DuPont’s bread thins use alternative carbohydrate concept
DuPont Nutrition & Health has launched a new bakery concept inspired by Nordic thin breads, as it seeks to revitalise Europe’s struggling bread market and reengage consumers who have turned their backs on traditional wheat-based offerings.
The Nordic Light Thins innovation is part of a series of DuPont alternative carbohydrate concepts, designed to help bakers tempt consumers back to supermarket bread shelves.
Soft and dimpled with a thickness between that of toast and tortillas, the thin bread concept contains 50% oats, buckwheat and barley in the flour – Nordic grains that are recognised for their high content of fibre and other important nutrients, the ingredients company said.

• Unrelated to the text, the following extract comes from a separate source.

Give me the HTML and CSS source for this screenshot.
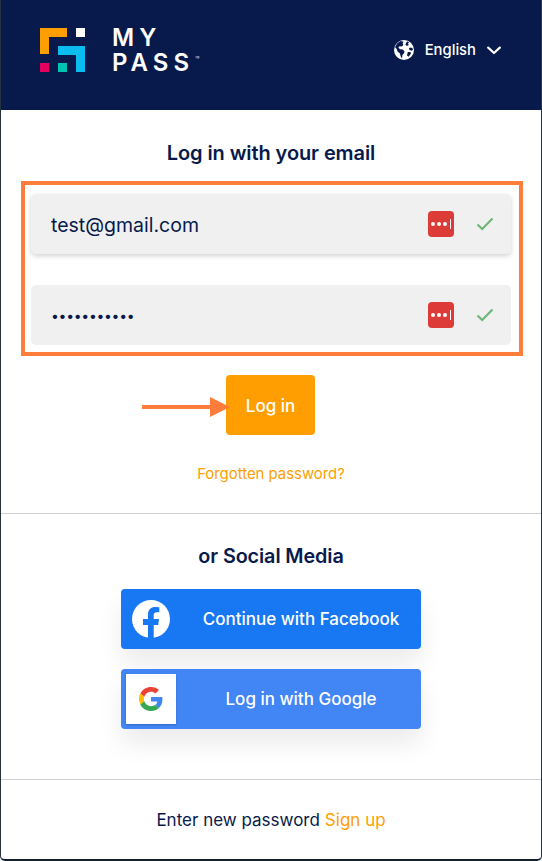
FILE: index.html
```html
<!DOCTYPE html>
<html lang="en">
<head>
<meta charset="utf-8">
<title>MyPass login</title>
<link rel="stylesheet" href="styles.css">
</head>
<body>
<div class="card">
  <header class="header">
    <div class="brand">
      <svg class="logo" width="45" height="44" viewBox="0 0 45 44">
        <path fill="#ff9e00" d="M0 0H27V9H9V26H0Z"/>
        <rect x="36" y="0" width="9" height="9" fill="#fff"/>
        <path fill="#0bbcef" d="M18 18H45V44H36V27H18Z"/>
        <rect x="0" y="35" width="9" height="9" fill="#e5005f"/>
        <rect x="18" y="35" width="9" height="9" fill="#00c4b3"/>
      </svg>
      <div class="wordmark">
        <span>MY</span>
        <span class="wordmark-pass">PASS<sup class="tm">™</sup></span>
      </div>
    </div>
    <div class="lang">
      <svg class="globe" width="20" height="20" viewBox="0 0 20 20">
        <circle cx="10" cy="10" r="10" fill="#fff"/>
        <path fill="#081a4b" d="M6.500 1 9.500 1.800 8.600 3.400 9.400 5 7.800 6.600 5.600 6.200 4.400 7.600 6 9.200 8.800 9.400 10.600 11.400 9.800 13.400 8.400 15 8 18.500 6.600 16.200 6 13.400 3.600 11.600 2.400 8.600 1 7.200 3 3.400ZM13 1.200 15 2.600 13.800 4 15 5 12.800 6 11.400 4.400ZM15 8 17.200 7.400 19.200 9 18 10.800 15.400 10ZM13.800 12 16.400 12 17 13.600 14.600 16.800 13 15.600Z"/>
      </svg>
      <span class="lang-name">English</span>
      <svg class="chev" width="14" height="9" viewBox="0 0 14 9"><path d="M1.200 1.600 7 7 12.800 1.600" fill="none" stroke="#fff" stroke-width="2.200" stroke-linecap="round" stroke-linejoin="round"/></svg>
    </div>
  </header>

  <main class="login">
    <h2 class="title">Log in with your email</h2>
    <div class="highlight">
      <div class="field field-focus">
        <span class="field-text">test@gmail.com</span>
        <span class="lp"><i></i><i></i><i></i><b></b></span>
        <svg class="check" width="18" height="14" viewBox="0 0 18 14"><path d="M1.500 7.500 6.200 12 16.500 1.500" fill="none" stroke="#6fb576" stroke-width="2.200"/></svg>
      </div>
      <div class="field">
        <span class="field-dots">•••••••••••</span>
        <span class="lp"><i></i><i></i><i></i><b></b></span>
        <svg class="check" width="18" height="14" viewBox="0 0 18 14"><path d="M1.500 7.500 6.200 12 16.500 1.500" fill="none" stroke="#6fb576" stroke-width="2.200"/></svg>
      </div>
    </div>
    <div class="submit-row">
      <svg class="arrow" width="90" height="20" viewBox="0 0 90 20"><path fill="#ff7c3a" d="M0 8H68V0L88 10 68 20V12H0Z"/></svg>
      <button class="btn-login" type="button">Log in</button>
    </div>
    <a class="forgot" href="#">Forgotten password?</a>
  </main>

  <section class="social">
    <h2 class="title title-social">or Social Media</h2>
    <button class="btn-social btn-fb" type="button">
      <span class="fb-slot">
        <svg width="38" height="38" viewBox="0 0 38 38">
          <circle cx="19" cy="19" r="19" fill="#fff"/>
          <path fill="#1877f2" d="M16 38V25H11V19H16V14.500C16 9.500 19 7 23.300 7 25.400 7 27.300 7.300 27.300 7.300V12.300H24.800C22.300 12.300 21.700 13.800 21.700 15.300V19H27L26.200 25H21.700V38Z"/>
        </svg>
      </span>
      <span class="btn-label">Continue with Facebook</span>
    </button>
    <button class="btn-social btn-google" type="button">
      <span class="g-slot">
        <svg width="24" height="24" viewBox="0 0 48 48">
          <path fill="#ea4335" d="M24 9.500c3.500 0 6.700 1.300 9.100 3.500l6.800-6.800C35.800 2.400 30.300 0 24 0 14.600 0 6.500 5.400 2.600 13.200l7.900 6.100C12.400 13.700 17.700 9.500 24 9.500z"/>
          <path fill="#4285f4" d="M46.900 24.500c0-1.600-.2-3.100-.4-4.500H24v9h12.900c-.6 3-2.200 5.500-4.700 7.200l7.700 6c4.500-4.200 7-10.300 7-17.700z"/>
          <path fill="#fbbc05" d="M10.500 28.700c-.5-1.400-.8-3-.8-4.700s.3-3.300.8-4.700l-7.900-6.100C.9 16.500 0 20.100 0 24s.9 7.500 2.600 10.800z"/>
          <path fill="#34a853" d="M24 48c6.500 0 11.900-2.100 15.900-5.800l-7.700-6c-2.200 1.400-4.900 2.300-8.200 2.300-6.300 0-11.600-4.200-13.500-9.800l-7.900 6.100C6.500 42.600 14.600 48 24 48z"/>
        </svg>
      </span>
      <span class="btn-label">Log in with Google</span>
    </button>
  </section>

  <footer class="footer">Enter new password <a class="signup" href="#">Sign up</a></footer>
</div>
</body>
</html>
```

FILE: styles.css
```css
* { box-sizing: border-box; }
html, body { margin: 0; height: 100%; background: #fff; }
body { font-family: Inter, "Noto Sans", sans-serif; color: #081a4b; }
.card {
  height: 861px;
  border: 1px solid #25333f;
  border-top: 0;
  border-bottom: 2px solid #15202e;
  border-radius: 0 0 5px 5px;
  display: flex;
  flex-direction: column;
}
.header {
  height: 110px;
  flex: none;
  background: #081a4b;
  display: flex;
  align-items: center;
  justify-content: space-between;
  padding: 0 40px 10px 39px;
}
.brand { display: flex; align-items: center; gap: 27px; }
.logo { display: block; }
.wordmark {
  display: flex;
  flex-direction: column;
  color: #fff;
  font-weight: 600;
  font-size: 24px;
  line-height: 25px;
  letter-spacing: 5px;
}
.tm { font-size: 7px; line-height: 0; letter-spacing: 0; vertical-align: 9px; color: #c5c8d2; margin-left: 1px; }
.lang { display: flex; align-items: center; color: #fff; }
.globe { display: block; margin-right: 11px; margin-left: 1px; }
.lang-name { margin-right: 11px; font-weight: 500; font-size: 14.800px; }
.chev { display: block; }
.login { height: 403px; flex: none; padding-top: 30px; display: flex; flex-direction: column; align-items: center; }
.title { margin: 0; font-size: 20px; font-weight: 600; line-height: 26px; text-align: center; color: #081a4b; letter-spacing: -.1px; }
.title-social { font-size: 19.800px; }
.highlight {
  width: 502px;
  height: 175px;
  flex: none;
  margin-top: 15px;
  margin-left: 2px;
  border: 4px solid #ff7c3a;
  padding: 9px 6px 0;
  display: flex;
  flex-direction: column;
  gap: 31px;
}
.field {
  height: 60px;
  width: 480px;
  flex: none;
  background: #f0f0f0;
  border-radius: 5px;
  display: flex;
  align-items: center;
  padding: 0 17px 0 21px;
}
.field-focus { box-shadow: 0 2px 5px rgba(0,0,0,.18); }
.field-text { font-size: 19.500px; flex: 1; color: #081a4b; padding-top: 2px; margin-left: -1px; }
.field-dots { font-size: 14px; letter-spacing: -.3px; flex: 1; color: #081a4b; margin-left: -1px; }
.lp {
  width: 26px;
  height: 26px;
  background: #dd3b37;
  border-radius: 4px;
  display: flex;
  align-items: center;
  padding-left: 3px;
  gap: 2px;
  margin-right: 22px;
}
.lp i { width: 4px; height: 4px; border-radius: 50%; background: #fff; }
.lp b { width: 1px; height: 10px; background: #fff; margin-left: 1px; }
.check { display: block; }
.submit-row { position: relative; margin-top: 19px; margin-right: 1px; }
.arrow { position: absolute; left: -84px; top: 22px; }
.btn-login {
  display: block;
  width: 89px;
  height: 60px;
  border: 0;
  border-radius: 4px;
  background: #ff9e00;
  color: #fff;
  font-family: Inter, sans-serif;
  font-size: 17px;
  font-weight: 500;
  padding: 1px 0 0;
}
.forgot { margin-top: 31px; font-size: 14.900px; color: #ff9e00; text-decoration: none; line-height: 17px; }
.social {
  height: 267px;
  flex: none;
  border-top: 1px solid #cfcfcf;
  border-bottom: 1px solid #cfcfcf;
  padding-top: 29px;
  display: flex;
  flex-direction: column;
  align-items: center;
}
.btn-social {
  width: 300px;
  height: 60px;
  flex: none;
  border: 0;
  border-radius: 4px;
  color: #fff;
  font-family: Inter, sans-serif;
  font-size: 17px;
  font-weight: 500;
  display: flex;
  align-items: center;
  padding: 0;
  box-shadow: 0 15px 25px rgba(0,0,0,.08);
}
.btn-fb { background: #1877f2; margin-top: 20px; }
.btn-google { background: #4285f4; margin-top: 20px; }
.fb-slot { width: 60px; display: flex; justify-content: center; }
.g-slot { width: 50px; height: 50px; margin-left: 5px; background: #fff; display: flex; align-items: center; justify-content: center; box-shadow: 0 1px 2px rgba(0,0,0,.2); }
.btn-label { flex: 1; text-align: center; }
.btn-google .btn-label { padding-left: 5px; }
.footer { flex: 1; display: flex; align-items: center; justify-content: center; gap: 5px; font-size: 17px; color: #081a4b; }
.signup { color: #ff9e00; text-decoration: none; }
```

DuPont’s powerful blend of enzymes and vegetable-based emulsifiers, PowerBake Thins, keeps the thin breads feeling soft and fresh for up to 14 days in ambient storage, it added.
Forecasts for bread sales from Mintel suggest low levels of growth until 2020 – particularly in Western Europe – with 70% of consumers “making a conscious effort to follow a healthy diet”. Bread’s high-in-calorie, sugar and carbohydrate reputation has seen it lose out as a consequence.
“Thin bread has long been a firm favorite in Sweden and Finland, where consumers treat it as a sandwich bread,” explained Jan Charles Hansen, principal bakery application specialist for DuPont.
“Nordic Light Thins is made with half the refined wheat flour of standard wheat bread. Among the fibre and nutrients, the concept contains beta-glucan, which helps to reduce high levels of blood cholesterol.”
Other concepts in the DuPont alternative carbs series draw on the bioavailable nutrients in sprouted wheat, ancient grains and seeds – and the novel hybrid grain tritordeum, which is derived from wheat and barley. The concepts include a barley breakfast biscuit, sprouted whole grain bread and nutritious tortillas.
For bakers with extrusion facilities, DuPont has also developed a protein-enriched, high-fibre concept for extruded bread sticks.